Supported by a National Geographic Young Explorers Grant, I’ve been exploring Sarajevo, the Bosnian capital that was besieged during the 1992-1995 Bosnian War. It took nearly four years to end the violence, a feat that was achieved through a power sharing agreement between Bosnia’s ethnic groups know as the Dayton Peace Accord. As we approach the 20th anniversary of Dayton, I’m learning how ethnic divides have affected the reconstruction of the city, as residents try to shape a new multicultural Bosnia. (Read all posts in this series.)

Friends share a moment looking at cell phone pictures in front of a dessert shop in the old city of Sarajevo, Bosnia and Herzegovina on October 11, 2014.
Friends share a moment looking at cellphone pictures in front of a dessert shop in the old city of Sarajevo. (Photo by Amanda Rivkin)

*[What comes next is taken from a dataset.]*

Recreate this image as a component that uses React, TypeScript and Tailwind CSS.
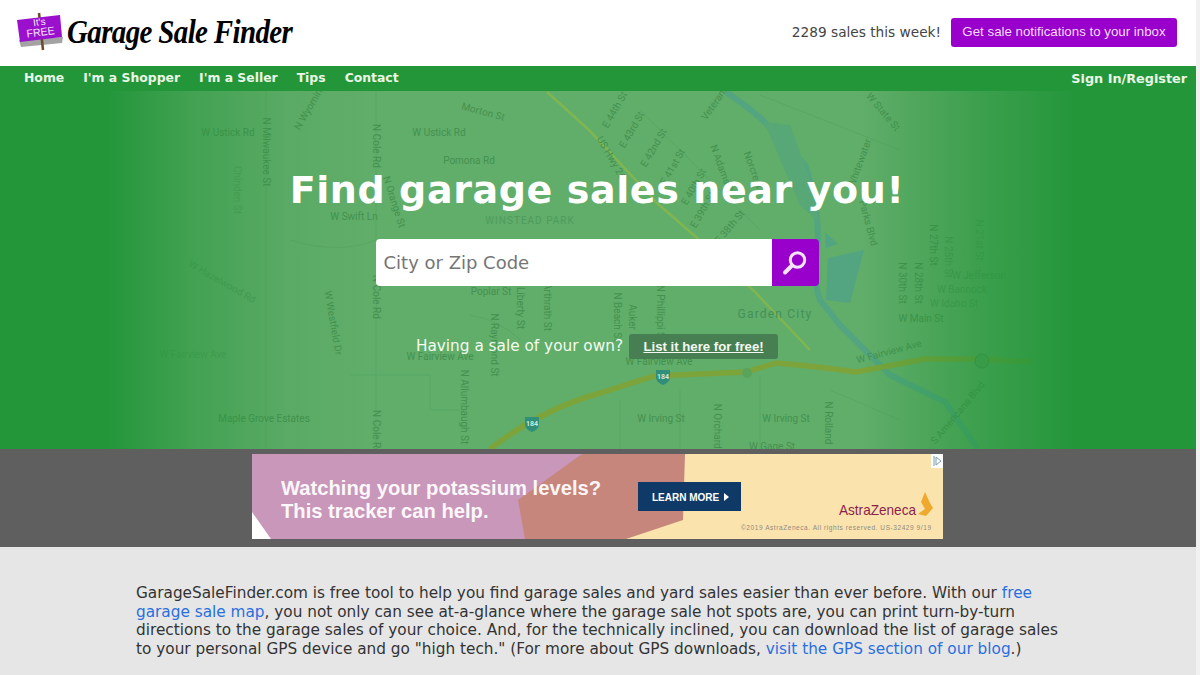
import React from 'react';

const sans = "font-['DejaVu_Sans',sans-serif]";

type Label = [string, number, number, number?, number?];

// map labels, in page coordinates: text, x, y, rotation, opacity
const labels: Label[] = [
  ['W Ustick Rd', 228, 133],
  ['N Milwaukee St', 266, 152, 90],
  ['N Cole Rd', 376, 146, 90],
  ['W Ustick Rd', 439, 133],
  ['Morton St', 483, 112, 15],
  ['Pomona Rd', 469, 161],
  ['N Wyoming', 310, 107, -60],
  ['Chinden St', 237, 190, 90, 0.5],
  ['N Orange St', 394, 202, 72],
  ['W Swift Ln', 354, 217],
  ['N Cole Rd', 376, 297, 90],
  ['W Westfield Dr', 333, 323, 80],
  ['W Hazelwood Rd', 222, 282, 30, 0.6],
  ['Poplar St', 491, 292],
  ['Liberty St', 520, 308, 90],
  ['Arthrath St', 547, 307, 90],
  ['N Raymond St', 494, 345, 90],
  ['W Fairview Ave', 440, 357],
  ['W Fairview Ave', 193, 355, 0, 0.5],
  ['N Allumbaugh St', 464, 407, 90],
  ['Maple Grove Estates', 264, 419],
  ['N Cole Rd', 376, 432, 90],
  ['US Hwy 26', 611, 158, 60],
  ['E 44th St', 615, 110, -60],
  ['E 43rd St', 632, 130, -60],
  ['E 42nd St', 654, 148, -60],
  ['E 41st St', 673, 167, -60],
  ['E 40th St', 694, 187, -60],
  ['E 39th St', 703, 210, -60],
  ['E 38th St', 730, 227, -50],
  ['N Adams St', 722, 170, 70],
  ['Norcrest', 753, 170, 70],
  ['Veterans', 715, 103, -55],
  ['W State St', 883, 112, 50],
  ['Whitewater', 860, 163, -70],
  ['Parks Blvd', 868, 223, 75],
  ['N 27th St', 933, 245, 90],
  ['N 30th St', 902, 283, 90],
  ['N 28th St', 918, 283, 90],
  ['N 25th St', 948, 257, 90, 0.7],
  ['N 21st St', 979, 240, 90, 0.6],
  ['W Jefferson', 979, 276, 0, 0.7],
  ['W Bannock', 962, 290, 0, 0.7],
  ['W Idaho St', 954, 304, 0, 0.7],
  ['W Main St', 921, 319],
  ['W Fairview Ave', 889, 352, -15],
  ['W Fairview Ave', 659, 362],
  ['W Irving St', 661, 419],
  ['W Irving St', 786, 419],
  ['N Orchard St', 717, 432, 90],
  ['N Rolland', 828, 423, 90],
  ['W Gage St', 772, 447],
  ['S Americana Blvd', 958, 413, -50],
  ['N Beach St', 617, 317, 90],
  ['Auker', 632, 317, 90],
  ['N Phillippi St', 660, 313, 90],
];

const thinRoads = [
  'M266 91V449',
  'M376 91V239M376 286V449',
  'M290 240Q340 255 376 240',
  'M470 315Q500 320 520 340',
  'M350 375H430V410H464',
  'M620 400V449M680 390V449M760 375V449',
  'M640 110L760 230',
  'M760 95L900 150',
  'M830 390L900 420',
];

const Shield = ({ x, y, n }: { x: number; y: number; n: string }) => (
  <g>
    <path d={`M${x - 7} ${y - 6}h14v8q-1 5-7 7q-6-2-7-7z`} fill="#2f8f7a" />
    <text x={x} y={y + 3} textAnchor="middle" fontSize="7" fontWeight="700" fill="#cfe8d6" fontFamily="Roboto, sans-serif">
      {n}
    </text>
  </g>
);

const HeroMap = () => (
  <svg className="absolute inset-0 h-full w-full" viewBox="0 91 1196 358" preserveAspectRatio="none">
    <defs>
      <linearGradient id="edgeFade" x1="0" x2="1196" y1="0" y2="0" gradientUnits="userSpaceOnUse">
        <stop offset="0.09" stopColor="#23963a" stopOpacity="1" />
        <stop offset="0.16" stopColor="#23963a" stopOpacity="0.5" />
        <stop offset="0.24" stopColor="#23963a" stopOpacity="0.12" />
        <stop offset="0.31" stopColor="#23963a" stopOpacity="0" />
        <stop offset="0.72" stopColor="#23963a" stopOpacity="0" />
        <stop offset="0.82" stopColor="#23963a" stopOpacity="0.6" />
        <stop offset="0.9" stopColor="#23963a" stopOpacity="1" />
      </linearGradient>
    </defs>
    <rect x="0" y="91" width="1196" height="358" fill="#61ad6a" />
    {thinRoads.map((d) => (
      <path key={d} d={d} fill="none" stroke="#59a764" strokeWidth="1" />
    ))}
    {/* river */}
    <path
      d="M726 92Q760 115 772 130L805 165Q818 200 818 240Q812 280 820 300L840 325L890 375L945 402L978 449"
      fill="none"
      stroke="#52a580"
      strokeWidth="6"
    />
    <path d="M764 122L790 125L812 185L818 222L800 205Z" fill="#58a877" />
    <path d="M828 258L864 250L850 303L826 300Z" fill="#52a580" />
    <path d="M825 232L838 244L826 248Z" fill="#52a580" />
    {/* highways */}
    <path d="M547 92L589 130L657 203L696 237L753 290L810 350" fill="none" stroke="#80b650" strokeWidth="2.5" />
    <path
      d="M490 449Q540 410 600 393L654 376L745 372Q760 368 776 363Q815 366 856 372L925 359H979L1032 362"
      fill="none"
      stroke="#7da43a"
      strokeWidth="5.5"
    />
    <Shield x={532} y={423} n="184" />
    <Shield x={663} y={376} n="184" />
    <circle cx="747" cy="373" r="5" fill="#5aa35b" />
    <circle cx="982" cy="361" r="7" fill="#5aa35b" stroke="#3f8f55" />
    {labels.map(([text, x, y, rot = 0, op = 1], i) => (
      <text
        key={i}
        x={x}
        y={y}
        dy="3"
        textAnchor="middle"
        fontSize="10"
        fill="#44914f"
        opacity={op}
        fontFamily="Roboto, sans-serif"
        transform={rot ? `rotate(${rot} ${x} ${y})` : undefined}
      >
        {text}
      </text>
    ))}
    <text x="775" y="318" textAnchor="middle" fontSize="12" letterSpacing="1.2" fill="#43915a" fontFamily="Roboto, sans-serif">
      Garden City
    </text>
    <text x="530" y="224" textAnchor="middle" fontSize="10" letterSpacing="1" fill="#4d9c5c" fontFamily="Roboto, sans-serif">
      WINSTEAD PARK
    </text>
    <rect x="0" y="91" width="1196" height="358" fill="url(#edgeFade)" />
  </svg>
);

const Logo = () => (
  <svg width="48" height="40" viewBox="0 0 48 40" className="shrink-0">
    <path d="M3 28L47 25L46 31L5 35Z" fill="#a3a3a3" />
    <path d="M23 1L27 38" stroke="#6b4a2a" strokeWidth="2.5" />
    <path d="M1 8L44 3L46 25L4 30Z" fill="#9a10cc" />
    <g fill="#f6e6fa" fontFamily="'Liberation Sans', sans-serif" transform="rotate(-7 23 16)">
      <text x="24" y="13.5" textAnchor="middle" fontSize="10">It's</text>
      <text x="24" y="24" textAnchor="middle" fontSize="11" textLength="28" lengthAdjust="spacingAndGlyphs">FREE</text>
    </g>
  </svg>
);

const AdBanner = () => (
  <svg width="691" height="85" viewBox="252 454 691 85" className="block shrink-0">
    <rect x="252" y="454" width="691" height="85" fill="#fbe3ae" />
    <path d="M252 454H582L525 539H252Z" fill="#c997b9" />
    <path d="M582 454H685L683 520L626 539H525L518 500Z" fill="#c7867c" />
    <path d="M252 512L271 539H252Z" fill="#fff" />
    <g fill="#fff" fontFamily="'Liberation Sans', sans-serif" fontSize="20.2" fontWeight="700" opacity="0.93">
      <text x="281" y="495">Watching your potassium levels?</text>
      <text x="281" y="518">This tracker can help.</text>
    </g>
    <rect x="638" y="482" width="103" height="29" fill="#0f3a68" />
    <text x="652" y="501" fontSize="10" fontWeight="700" fill="#fff" fontFamily="'Liberation Sans', sans-serif">LEARN MORE</text>
    <path d="M724 493L729 497L724 501Z" fill="#fff" />
    <text x="839" y="515" fontSize="15" fill="#8a1f4d" fontFamily="'Liberation Sans', sans-serif" textLength="77" lengthAdjust="spacingAndGlyphs">AstraZeneca</text>
    <path d="M925 492L930 503L933 508L926 516L918 514L925 509L921 502Z" fill="#eea92e" />
    <text x="741" y="530" fontSize="6.5" fill="#8d8a80" fontFamily="'Liberation Sans', sans-serif" textLength="190">©2019 AstraZeneca. All rights reserved. US-32429 9/19</text>
    <rect x="931" y="454" width="12" height="14" fill="#fff" />
    <path d="M934 456V466M936 457L941 461L936 465Z" fill="none" stroke="#7d9cb0" strokeWidth="1" />
  </svg>
);

const App: React.FC = () => {
  return (
    <div className={`flex h-[675px] w-[1200px] overflow-hidden bg-white ${sans}`}>
      <div className="w-[1196px] shrink-0">
        {/* Top bar */}
        <header className="flex h-[66px] items-center justify-between pb-[2px] pl-[16px] pr-[19px]">
          <div className="flex items-center gap-[3px]">
            <Logo />
            <span className="inline-block scale-y-[1.15] font-['Liberation_Serif',serif] text-[29px] leading-none font-bold text-black italic tracking-[-0.65px]">Garage Sale Finder</span>
          </div>
          <div className="flex items-center gap-[10px]">
            <span className="text-[13.7px] text-[#444]">2289 sales this week!</span>
            <a className="flex h-[29px] w-[226px] items-center justify-center rounded-[3px] bg-[#9900cc] font-['Liberation_Sans',sans-serif] text-[13.3px] text-[#f3dcf9]">
              Get sale notifications to your inbox
            </a>
          </div>
        </header>

        {/* Nav */}
        <nav className="flex h-[25px] items-center justify-between bg-[#23963a] pl-[24px] pr-[9px] text-[12.4px] font-bold text-[#eaf7e4]">
          <div className="flex gap-[19px]">
            <a>Home</a>
            <a>I'm a Shopper</a>
            <a>I'm a Seller</a>
            <a>Tips</a>
            <a>Contact</a>
          </div>
          <a className="text-[12.8px]">Sign In/Register</a>
        </nav>

        {/* Hero */}
        <section className="relative h-[358px] bg-[#23963a]">
          <HeroMap />
          <div className="relative flex flex-col items-center pr-[2px] pt-[75px]">
            <h1 className="text-[38px] leading-[48px] font-bold tracking-[0.6px] text-white">Find garage sales near you!</h1>
            <div className="mt-[25px] flex h-[47px] w-[443px]">
              <div className="flex flex-1 items-center rounded-l-[4px] bg-white pl-[8px] text-[18px] text-[#757575]">City or Zip Code</div>
              <button className="flex w-[47px] items-center justify-center rounded-r-[4px] bg-[#9900cc]">
                <svg width="26" height="26" viewBox="0 0 26 26" fill="none" stroke="#f6e4fb">
                  <circle cx="15.5" cy="10" r="7.2" strokeWidth="3" />
                  <path d="M10 15.5L3 22.5" strokeWidth="4" strokeLinecap="round" />
                </svg>
              </button>
            </div>
            <div className="mt-[48px] flex items-center gap-[6px]">
              <span className="text-[15.3px] text-[#f4fbef]">Having a sale of your own?</span>
              <a className="flex h-[25px] w-[149px] items-center justify-center rounded-[3px] bg-[#477f52] font-['Liberation_Sans',sans-serif] text-[13.2px] font-bold text-[#f3f7ef] underline">
                List it here for free!
              </a>
            </div>
          </div>
        </section>

        {/* Ad band */}
        <section className="flex h-[98px] justify-center bg-[#5f5f5f] pr-[2px] pt-[5px]">
          <AdBanner />
        </section>

        {/* Intro copy */}
        <section className="h-[128px] bg-[#e6e6e6] pl-[136px] pt-[37px] text-[15.3px] leading-[18.5px] text-[#333]">
          <p className="w-[930px]">
            GarageSaleFinder.com is free tool to help you find garage sales and yard sales easier than ever before. With our{' '}
            <a className="text-[#2a6fdf]">free garage sale map</a>, you not only can see at-a-glance where the garage sale hot spots are, you can print turn-by-turn directions to the garage sales of your choice. And, for the technically inclined, you can download the list of garage sales to your personal GPS device and go "high tech." (For more about GPS downloads,{' '}
            <a className="text-[#2a6fdf]">visit the GPS section of our blog</a>.)
          </p>
        </section>
      </div>
      <div className="w-[4px] bg-[#f1f1f1]" />
    </div>
  );
};

export default App;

“The Olympics were a fairytale of the collective, of human relationships,” said Enver Hadžiomerspahić, who directed the opening and closing ceremonies of the 1984 Winter Olympics held in Sarajevo. He tells me about how people from different ethnic backgrounds worked in unison, to showcase the achievements of Yugoslavia in a fantastic display. He later watched “in agony” when the Museum of the XIV Winter Olympic Games went up in flames during the siege.

But as the fire burned Mr. Hadžiomerspahić had a vision—one that he has pursued relentlessly. He would build a modern art museum in Sarajevo, and solicit donations from artists and museum directors across the world, in honor of the besieged city. At the time, “the idea seemed like an optimistic utopia. No one knew if they would be alive. It was unbelievable that the dream came true,” he stated.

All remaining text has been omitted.